Most breaches today don’t start with sophisticated hacking. They start with a phishing email, a compromised password, or a trusted user accessing the system from an untrusted device. Once inside, traditional networks allow attackers to move freely, often undetected, until real damage is done.

Zero-Trust is designed to stop that lateral movement and limit the blast radius of an incident.

Bringing the High-Security Facility Model Into IT

In a secure facility, security doesn’t end at the front door. Being inside the building doesn’t grant unrestricted access. Every door, every hallway, every secured area enforces its own rules.

Zero-Trust applies the same logic digitally.

Access decisions are based on who the user is, what device they’re using, and whether their request makes sense given their role and behavior. A staff member working from a secured firm laptop during business hours looks very different from the same login coming from an unmanaged device at 2 a.m.

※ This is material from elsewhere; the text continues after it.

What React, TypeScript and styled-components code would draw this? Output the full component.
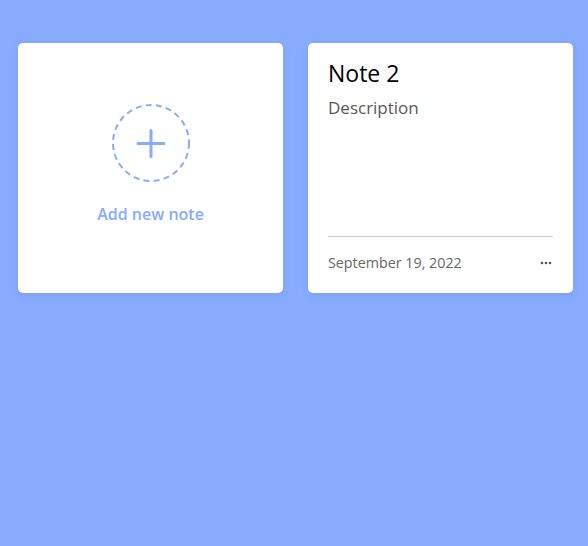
import React from "react";
import styled, { createGlobalStyle } from "styled-components";

const GlobalStyle = createGlobalStyle`
  html, body {
    margin: 0;
    padding: 0;
    background: #88aaff;
    font-family: "Open Sans", "Noto Sans", sans-serif;
  }
  #root {
    min-height: 100vh;
  }
`;

const Page = styled.main`
  min-height: 100vh;
  box-sizing: border-box;
  background: #88aaff;
  padding: 43px 15px 0 18px;
`;

const Grid = styled.div`
  display: grid;
  grid-template-columns: repeat(auto-fill, 265px);
  gap: 25px;
`;

const Card = styled.div`
  height: 250px;
  box-sizing: border-box;
  background: #ffffff;
  border-radius: 5px;
  box-shadow: 0 3px 8px rgba(40, 60, 120, 0.08);
`;

const AddCard = styled(Card)`
  display: flex;
  flex-direction: column;
  align-items: center;
  justify-content: center;
  gap: 20px;
  padding-bottom: 6px;
  cursor: pointer;
`;

const AddCircle = styled.svg`
  display: block;
  width: 78px;
  height: 78px;
`;

const AddLabel = styled.span`
  font-size: 16px;
  line-height: 24px;
  font-weight: 600;
  color: #88aaff;
`;

const NoteCard = styled(Card)`
  display: flex;
  flex-direction: column;
  padding: 17px 20px 19px;
`;

const Title = styled.h2`
  margin: 0;
  font-size: 23px;
  line-height: 26px;
  font-weight: 500;
  color: #000;
`;

const Description = styled.p`
  margin: 10px 0 0;
  font-size: 17px;
  line-height: 24px;
  font-weight: 400;
  color: #575757;
`;

const Footer = styled.div`
  margin-top: auto;
  border-top: 1px solid #cccccc;
  padding-top: 15px;
  display: flex;
  align-items: center;
  justify-content: space-between;
`;

const DateText = styled.span`
  font-size: 14.3px;
  line-height: 22px;
  color: #666666;
`;

const MoreButton = styled.button`
  border: none;
  background: transparent;
  padding: 0;
  margin-right: 1px;
  display: flex;
  align-items: center;
  cursor: pointer;
`;

export default function App() {
  return (
    <>
      <GlobalStyle />
      <Page>
        <Grid>
          <AddCard>
            <AddCircle viewBox="0 0 78 78">
              <circle
                cx="39"
                cy="39"
                r="38"
                fill="none"
                stroke="#88aaff"
                strokeWidth="2"
                strokeDasharray="6 4.2"
              />
              <path
                d="M39 26.5v26M26 39.5h26"
                stroke="#88aaff"
                strokeWidth="3"
                strokeLinecap="round"
              />
            </AddCircle>
            <AddLabel>Add new note</AddLabel>
          </AddCard>
          <NoteCard>
            <Title>Note 2</Title>
            <Description>Description</Description>
            <Footer>
              <DateText>September 19, 2022</DateText>
              <MoreButton aria-label="More">
                <svg width="12" height="4" viewBox="0 0 12 4">
                  <circle cx="2" cy="2" r="1.3" fill="#555" />
                  <circle cx="6" cy="2" r="1.3" fill="#555" />
                  <circle cx="10" cy="2" r="1.3" fill="#555" />
                </svg>
              </MoreButton>
            </Footer>
          </NoteCard>
        </Grid>
      </Page>
    </>
  );
}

The goal isn’t to create friction. The goal is to make sure the right people have the right access at the right time—and to quietly stop everything else.

What Zero-Trust Looks Like in a Small Firm

When implemented correctly, Zero-Trust in a 10–50 person firm is surprisingly practical.

User identity becomes the primary security boundary rather than the office firewall. Multi-factor authentication is used to protect critical systems, not as a nuisance but as a safety net. Devices are evaluated for security posture, so firm-managed systems are trusted differently than personal ones. Access is limited based on role, reducing unnecessary exposure. And security decisions are continuously reevaluated rather than assumed forever.

When done right, most users barely notice it. Like seatbelts or airbags, it stays out of the way—until it matters.

The Compliance Reality

For law firms and CPA firms, cybersecurity isn’t just an IT concern. It’s a business and compliance issue.

Regulations and standards such as the FTC Safeguards Rule, IRS Publication 4557, and evolving state privacy laws all point toward the same expectation: firms must take reasonable steps to protect sensitive information.

In the event of a breach, the question is rarely “Were you perfect?” It’s “Did you take reasonable, defensible precautions?”

Zero-Trust provides a framework for answering that question with confidence.

Zero-Trust Is a Strategy, Not a Product

One of the most common mistakes firms make is assuming Zero-Trust is something you buy.

It isn’t a firewall, a single software platform, or a checkbox on a compliance list. It’s a strategy that combines technology, process, and ongoing oversight.

That’s why many firms feel overwhelmed when they try to tackle it alone. Without a clear understanding of current risks, efforts tend to become fragmented, expensive, and frustrating.

Ready to See Where Your Firm Really Stands?

Zero-Trust isn’t something you implement by guessing — and it’s definitely not something you start by buying tools.

The smartest first step is understanding your current risk posture: where your real exposures are, how an attacker would view your environment, and which improvements will actually reduce risk without disrupting your firm.

That’s exactly what our Cybersecurity Assessment is designed to do.

This assessment provides:

  • An independent, practical review of your current environment
  • Insight into how attackers could exploit gaps today
  • Clear, prioritized recommendations tailored to law firms and CPA firms

There’s no obligation and no technical jargon — just clarity.

👉 Request your Cybersecurity Assessment here:
https://itfusiontech.com/free-network-assessment/

Because Zero-Trust doesn’t start with technology.
It starts with visibility.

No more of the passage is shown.